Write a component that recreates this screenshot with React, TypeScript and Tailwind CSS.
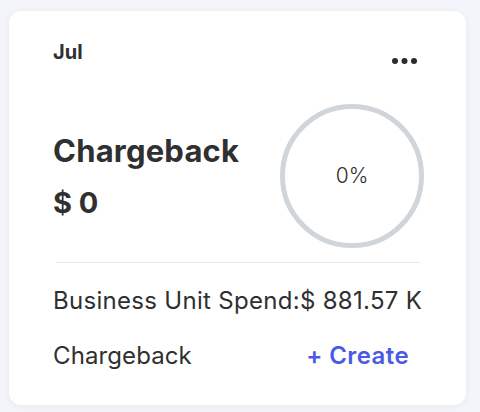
export default function App() {
  return (
    <div className="w-[480px] h-[412px] bg-[#f4f5fa] pt-[11px] pl-[9px] font-['Inter','Liberation_Sans',sans-serif] text-[#303030]">
      <div className="w-[457px] h-[394px] rounded-[12px] bg-white shadow-[0_1px_6px_rgba(30,40,80,0.06)] pt-[30px] pl-[44px] pr-[42px]">
        <div className="flex justify-between items-start">
          <p className="text-[20px] leading-[22px] font-bold">Jul</p>
          <svg className="mt-[17px] mr-[7px]" width="25" height="6" viewBox="0 0 25 6">
            <circle cx="3" cy="3" r="3" fill="#2b2b2b" />
            <circle cx="12.5" cy="3" r="3" fill="#2b2b2b" />
            <circle cx="22" cy="3" r="3" fill="#2b2b2b" />
          </svg>
        </div>

        <div className="mt-[40px] flex justify-between items-center">
          <div className="flex flex-col gap-[17px]">
            <h2 className="text-[31px] leading-[36px] font-bold tracking-[0.2px]">Chargeback</h2>
            <p className="text-[29px] leading-[34px] font-bold">$ 0</p>
          </div>
          <div className="w-[144px] h-[144px] rounded-full border-[5px] border-[#d0d5d9] flex items-center justify-center">
            <span className="text-[21px] font-light">0%</span>
          </div>
        </div>

        <div className="mt-[14px] ml-[3px] mr-[4px] h-px bg-[#e6e6e6]" />

        <p className="mt-[24px] text-[24px] leading-[28px] tracking-[0.3px]">Business Unit Spend:$ 881.57 K</p>

        <div className="mt-[27px] flex justify-between items-center">
          <p className="text-[24px] leading-[28px] tracking-[0.1px]">Chargeback</p>
          <button className="mr-[15px] text-[24px] leading-[28px] font-semibold tracking-[0.4px] text-[#4b5ae3]">+ Create</button>
        </div>
      </div>
    </div>
  );
}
§ §
| What this task involves |
Every line of the data above should be quoted exactly. Omit the pictures.

| Result of the task |
Write a component that recreates this screenshot with React, TypeScript and Tailwind CSS.
export default function App() {
  return (
    <div className="w-[480px] h-[412px] bg-[#f4f5fa] pt-[11px] pl-[9px] font-['Inter','Liberation_Sans',sans-serif] text-[#303030]">
      <div className="w-[457px] h-[394px] rounded-[12px] bg-white shadow-[0_1px_6px_rgba(30,40,80,0.06)] pt-[30px] pl-[44px] pr-[42px]">
        <div className="flex justify-between items-start">
          <p className="text-[20px] leading-[22px] font-bold">Jul</p>
          <svg className="mt-[17px] mr-[7px]" width="25" height="6" viewBox="0 0 25 6">
            <circle cx="3" cy="3" r="3" fill="#2b2b2b" />
            <circle cx="12.5" cy="3" r="3" fill="#2b2b2b" />
            <circle cx="22" cy="3" r="3" fill="#2b2b2b" />
          </svg>
        </div>

        <div className="mt-[40px] flex justify-between items-center">
          <div className="flex flex-col gap-[17px]">
            <h2 className="text-[31px] leading-[36px] font-bold tracking-[0.2px]">Chargeback</h2>
            <p className="text-[29px] leading-[34px] font-bold">$ 0</p>
          </div>
          <div className="w-[144px] h-[144px] rounded-full border-[5px] border-[#d0d5d9] flex items-center justify-center">
            <span className="text-[21px] font-light">0%</span>
          </div>
        </div>

        <div className="mt-[14px] ml-[3px] mr-[4px] h-px bg-[#e6e6e6]" />

        <p className="mt-[24px] text-[24px] leading-[28px] tracking-[0.3px]">Business Unit Spend:$ 881.57 K</p>

        <div className="mt-[27px] flex justify-between items-center">
          <p className="text-[24px] leading-[28px] tracking-[0.1px]">Chargeback</p>
          <button className="mr-[15px] text-[24px] leading-[28px] font-semibold tracking-[0.4px] text-[#4b5ae3]">+ Create</button>
        </div>
      </div>
    </div>
  );
}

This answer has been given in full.